** START **

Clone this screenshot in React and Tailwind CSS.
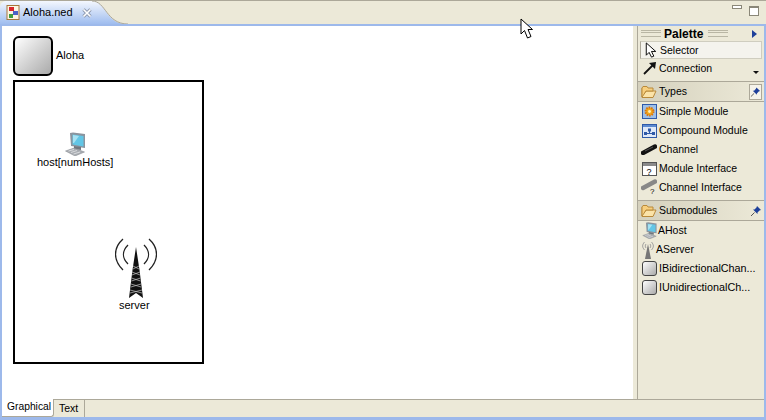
import React from 'react';

const Folder = () => (
  <svg width="16" height="14" viewBox="0 0 16 14" className="shrink-0">
    <path d="M1 3 L1 12.5 L12 12.5 L15 6 L5 6 L3 9" fill="#fbe3a8" stroke="#b98a3a" />
    <path d="M1 3 L2 1.5 L6 1.5 L7 3 L12 3 L12 6 L5 6 L2.5 10 L1 12 Z" fill="#f7cf7e" stroke="#b98a3a" />
  </svg>
);

const Pin = () => (
  <svg width="12" height="12" viewBox="0 0 12 12">
    <path d="M7 1 L11 5 L9.5 5.5 L7.5 7.5 L7.5 9 L3 4.5 L4.5 4.5 L6.5 2.5 Z" fill="#1d3f9a" />
    <path d="M4.5 7.5 L1 11" stroke="#555" />
  </svg>
);

const HostIcon = ({ w = 20, h = 24 }) => (
  <svg width={w} height={h} viewBox="0 0 20 24" className="shrink-0">
    <path d="M5 1 L8 0.5 L20 2 L20 16 L6 14 Z" fill="#8b949e" />
    <path d="M7.5 2.5 L18.5 4 L18.5 14.5 L7.5 12.5 Z" fill="#62c6e6" />
    <path d="M8 3 L14 4 L9 11 L8 11 Z" fill="#a8e2f2" />
    <path d="M9 14 L16 15 L16 18 L9 17 Z" fill="#70777f" />
    <path d="M0.5 19 L9 16 L19.5 20 L10 24 Z" fill="#a9adb2" stroke="#7e8388" strokeWidth="0.5" />
    <path d="M3.5 19 L9 17.5 M6 20.5 L12 18.5 M8.5 22 L15 20" stroke="#e3e5e7" strokeWidth="0.8" />
  </svg>
);

const TowerIcon = () => (
  <svg width="42" height="60" viewBox="0 0 42 60">
    <g fill="none" stroke="#222" strokeWidth="1.3">
      <path d="M8 1 C-2 10 -2 22 8 32" />
      <path d="M34 1 C44 10 44 22 34 32" />
      <path d="M13 7 C7 13 7 20 13 26" />
      <path d="M29 7 C35 13 35 20 29 26" />
    </g>
    <path d="M21 9 L24.5 32 L28 60 L21 55 L14 60 L17.5 32 Z" fill="#111" />
    <g stroke="#c4c4c4" strokeWidth="0.7">
      <path d="M18 28 L24 31 M24 28 L18 31 M17 34 L25 37 M25 34 L17 37 M16.5 40 L25.5 43 M25.5 40 L16.5 43 M16 46 L26 49 M26 46 L16 49 M15 52 L27 55 M27 52 L15 55" />
    </g>
  </svg>
);

const SmallTower = () => (
  <svg width="12" height="18" viewBox="0 0 12 18" className="shrink-0">
    <g fill="none" stroke="#999" strokeWidth="0.9">
      <path d="M2.5 1 C0 4 0 6 2.5 9" />
      <path d="M9.5 1 C12 4 12 6 9.5 9" />
      <path d="M4 3 C3 4.5 3 5.5 4 7" />
      <path d="M8 3 C9 4.5 9 5.5 8 7" />
    </g>
    <path d="M6 3 L9 18 L3 18 Z" fill="#777" />
  </svg>
);

const GreyBox = ({ className }) => (
  <div className={`rounded-[3px] border border-[#444] bg-gradient-to-br from-white to-[#aaa] ${className}`} />
);

const Row = ({ icon, label, pad = 'gap-[2px]', box = 'w-[16px]', text = 'text-[10.5px]' }) => (
  <div className={`flex h-[19px] items-center pl-[3px] ${pad}`}>
    <div className={`flex shrink-0 items-center justify-center ${box}`}>{icon}</div>
    <span className={text}>{label}</span>
  </div>
);

const Drawer = ({ label, pinBox }) => (
  <div className="flex h-[20px] items-center gap-[2px] border-t border-[#aca899] bg-gradient-to-r from-[#d5d1bd] to-[#ece9d8] pl-[3px] pr-[2px]">
    <Folder />
    <span className="flex-1 text-[10.5px]">{label}</span>
    <div className={`flex h-[16px] w-[13px] items-center justify-center ${pinBox ? 'border border-[#aca899] bg-[#f5f3ea]' : ''}`}>
      <Pin />
    </div>
  </div>
);

const Grip = () => (
  <div className="h-[7px] w-[20px] shrink-0 border-y border-[#b9b6a4] bg-[#ece9d8]">
    <div className="mt-[1px] h-[1px] bg-[#b9b6a4]" />
  </div>
);

export default function App() {
  return (
    <div
      className="relative flex h-[420px] w-[766px] flex-col overflow-hidden bg-[#ece9d8] text-[11px] leading-none text-black"
      style={{ fontFamily: '"Liberation Sans", Arial, sans-serif' }}
    >
      {/* onglets du haut */}
      <div className="flex h-[24px] shrink-0 border-t border-[#aca899]">
        <div className="flex w-[92px] items-center rounded-tl-[6px] bg-gradient-to-b from-[#f4f7fd] to-[#9fbdef] pl-[6px]">
          <svg width="15" height="15" viewBox="0 0 15 15" className="shrink-0">
            <rect x="1" y="0.5" width="12" height="14" fill="#fdf6e3" stroke="#a5763a" />
            <rect x="3" y="2" width="5" height="4" fill="#d8262c" />
            <rect x="7" y="6" width="5" height="4" fill="#4a63c8" />
            <rect x="3" y="9" width="4" height="4" fill="#3f9e3f" />
          </svg>
          <span className="ml-[2px]">Aloha.ned</span>
          <svg width="10" height="10" viewBox="0 0 10 10" className="ml-[9px] shrink-0">
            <path d="M1.5 1.5 L8.5 8.5 M8.5 1.5 L1.5 8.5" stroke="#8d99ae" strokeWidth="3.2" />
            <path d="M1.5 1.5 L8.5 8.5 M8.5 1.5 L1.5 8.5" stroke="#fff" strokeWidth="1.6" />
          </svg>
        </div>
        <svg width="36" height="23" viewBox="0 0 36 23" className="shrink-0">
          <defs>
            <linearGradient id="tabFade" x1="0" y1="0" x2="0" y2="1">
              <stop offset="0" stopColor="#f4f7fd" />
              <stop offset="1" stopColor="#9fbdef" />
            </linearGradient>
          </defs>
          <path d="M0 0 C14 0 14 23 34 23 L0 23 Z" fill="url(#tabFade)" />
          <path d="M0 0 C14 0 14 23 36 23" fill="none" stroke="#aca899" />
        </svg>
        <div className="flex flex-1 items-start justify-end gap-[7px] pr-[7px] pt-[4px]">
          <div className="h-[4px] w-[10px] border border-[#8a8778] bg-white" />
          <div className="mt-[1px] h-[10px] w-[10px] border border-t-2 border-[#8a8778] bg-white" />
        </div>
      </div>

      {/* cadre bleu */}
      <div className="flex min-h-0 flex-1 flex-col border-x-2 border-b-[3px] border-t-2 border-[#9db9eb]">
        <div className="flex min-h-0 flex-1">
          {/* canvas */}
          <div className="relative flex-1 bg-white">
            <GreyBox className="absolute left-[11px] top-[10px] h-[40px] w-[40px] rounded-[6px] border-2 border-black" />
            <span className="absolute left-[54px] top-[24px]">Aloha</span>
            <div className="absolute left-[11px] top-[54px] h-[284px] w-[191px] border-2 border-black" />
            <div className="absolute left-[63px] top-[106px]">
              <HostIcon />
            </div>
            <span className="absolute left-[35px] top-[131px]">host[numHosts]</span>
            <div className="absolute left-[113px] top-[212px]">
              <TowerIcon />
            </div>
            <span className="absolute left-[117px] top-[274px]">server</span>
          </div>

          <div className="w-[4px] bg-[#ece9d8]" />

          {/* palette */}
          <div className="flex w-[127px] shrink-0 flex-col border-l border-[#aca899] bg-[#ece9d8]">
            <div className="flex h-[15px] items-center gap-[3px] pl-[3px] text-[12px] font-bold">
              <Grip />
              <span className="mr-[2px]">Palette</span>
              <Grip />
              <svg width="5" height="8" viewBox="0 0 5 8" className="ml-[21px] shrink-0">
                <path d="M0 0 L5 4 L0 8 Z" fill="#1d3f9a" />
              </svg>
            </div>
            <div className="mx-[2px] flex h-[18px] items-center gap-[3px] border border-[#cfcdbf] border-l-[#aca899] bg-[#f4f3ed] pl-[4px]">
              <svg width="12" height="17" viewBox="0 0 12 18" className="shrink-0">
                <path d="M1 1 L1 14 L4 11 L6.5 16 L9 15 L6.5 10 L11 10 Z" fill="#fff" stroke="#000" />
              </svg>
              <span className="text-[10.5px]">Selector</span>
            </div>
            <div className="relative flex h-[18px] items-center gap-[2px] pl-[5px]">
              <svg width="14" height="14" viewBox="0 0 14 14" className="shrink-0">
                <path d="M1 13 L10 4" stroke="#111" strokeWidth="1.8" />
                <path d="M6 2 L13 1 L12 8 Z" fill="#111" />
              </svg>
              <span className="text-[10.5px]">Connection</span>
              <svg width="6" height="3" viewBox="0 0 6 3" className="absolute bottom-[3px] right-[5px]">
                <path d="M0 0 L6 0 L3 3 Z" fill="#111" />
              </svg>
            </div>
            <div className="h-[4px]" />
            <Drawer label="Types" pinBox />
            <div className="flex flex-col border-t border-[#aca899]">
              <Row
                label="Simple Module"
                icon={
                  <svg width="15" height="15" viewBox="0 0 15 15">
                    <rect x="0.5" y="0.5" width="14" height="14" fill="#9cc0ea" stroke="#2f5aa8" />
                    <circle cx="7.5" cy="7.5" r="4" fill="#f2a81d" stroke="#d8740f" strokeDasharray="1.5 1" strokeWidth="2" />
                    <circle cx="7.5" cy="7.5" r="1.4" fill="#fff2c4" />
                  </svg>
                }
              />
              <Row
                label="Compound Module"
                icon={
                  <svg width="15" height="14" viewBox="0 0 15 14">
                    <rect x="0.5" y="0.5" width="14" height="13" fill="#dfe9f8" stroke="#2f5aa8" />
                    <rect x="1" y="1" width="13" height="2" fill="#5c8ad0" />
                    <rect x="2" y="8" width="3" height="3" fill="#2f5aa8" />
                    <rect x="10" y="8" width="3" height="3" fill="#2f5aa8" />
                    <rect x="6" y="4.5" width="3" height="3" fill="#2f5aa8" />
                    <path d="M5 9.5 L10 9.5 M7.5 7 L7.5 9.5" stroke="#2f5aa8" fill="none" />
                  </svg>
                }
              />
              <Row
                label="Channel"
                icon={
                  <svg width="16" height="11" viewBox="0 0 16 11">
                    <path d="M2 9 L14 2.5" stroke="#111" strokeWidth="4.4" strokeLinecap="round" />
                    <path d="M4 7 L12 3" stroke="#666" strokeWidth="0.8" />
                  </svg>
                }
              />
              <Row
                label="Module Interface"
                icon={
                  <svg width="15" height="14" viewBox="0 0 15 14">
                    <rect x="0.5" y="0.5" width="14" height="13" fill="#fff" stroke="#555" />
                    <rect x="1" y="1" width="13" height="3" fill="#8a8a8a" />
                    <text x="4.5" y="12.5" fontSize="9" fill="#000" fontFamily="Liberation Sans">?</text>
                  </svg>
                }
              />
              <Row
                label="Channel Interface"
                icon={
                  <svg width="16" height="17" viewBox="0 0 16 17">
                    <path d="M2 9 L14 2.5" stroke="#888" strokeWidth="4.4" strokeLinecap="round" />
                    <text x="9" y="15" fontSize="8" fill="#000" fontFamily="Liberation Sans">?</text>
                  </svg>
                }
              />
            </div>
            <div className="h-[3px]" />
            <Drawer label="Submodules" />
            <div className="flex flex-col border-t border-[#aca899]">
              <Row label="AHost" pad="gap-[1px]" icon={<HostIcon w={15} h={17} />} />
              <Row label="AServer" pad="gap-[1px]" box="w-[14px]" icon={<SmallTower />} />
              <Row label="IBidirectionalChan..." text="text-[10.8px]" icon={<GreyBox className="h-[15px] w-[15px]" />} />
              <Row label="IUnidirectionalCh..." text="text-[10.8px]" icon={<GreyBox className="h-[15px] w-[15px]" />} />
            </div>
          </div>
        </div>

        {/* onglets du bas */}
        <div className="flex h-[18px] shrink-0 items-stretch border-t border-[#aca899]">
          <div className="mt-[-1px] flex w-[52px] items-center rounded-br-[3px] border-b border-r border-[#aca899] bg-white pl-[5px] text-[10.3px]">
            Graphical
          </div>
          <div className="flex w-[31px] items-center border-r border-[#aca899] pl-[5px] text-[10.5px]">Text</div>
        </div>
      </div>

      {/* curseur de la souris */}
      <svg width="14" height="22" viewBox="0 0 14 22" className="absolute left-[520px] top-[18px]">
        <path d="M1 1 L1 16 L4.5 12.5 L7.5 20 L11 18.5 L8 11.5 L12.5 11.5 Z" fill="#fff" stroke="#000" />
      </svg>
    </div>
  );
}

** END **

** Stated goal **
Return the material line for line, from its beginning to the line that contains "import React from 'react';", with the pictures left out.

** Finished exercise **
Clone this screenshot in React and Tailwind CSS.
import React from 'react';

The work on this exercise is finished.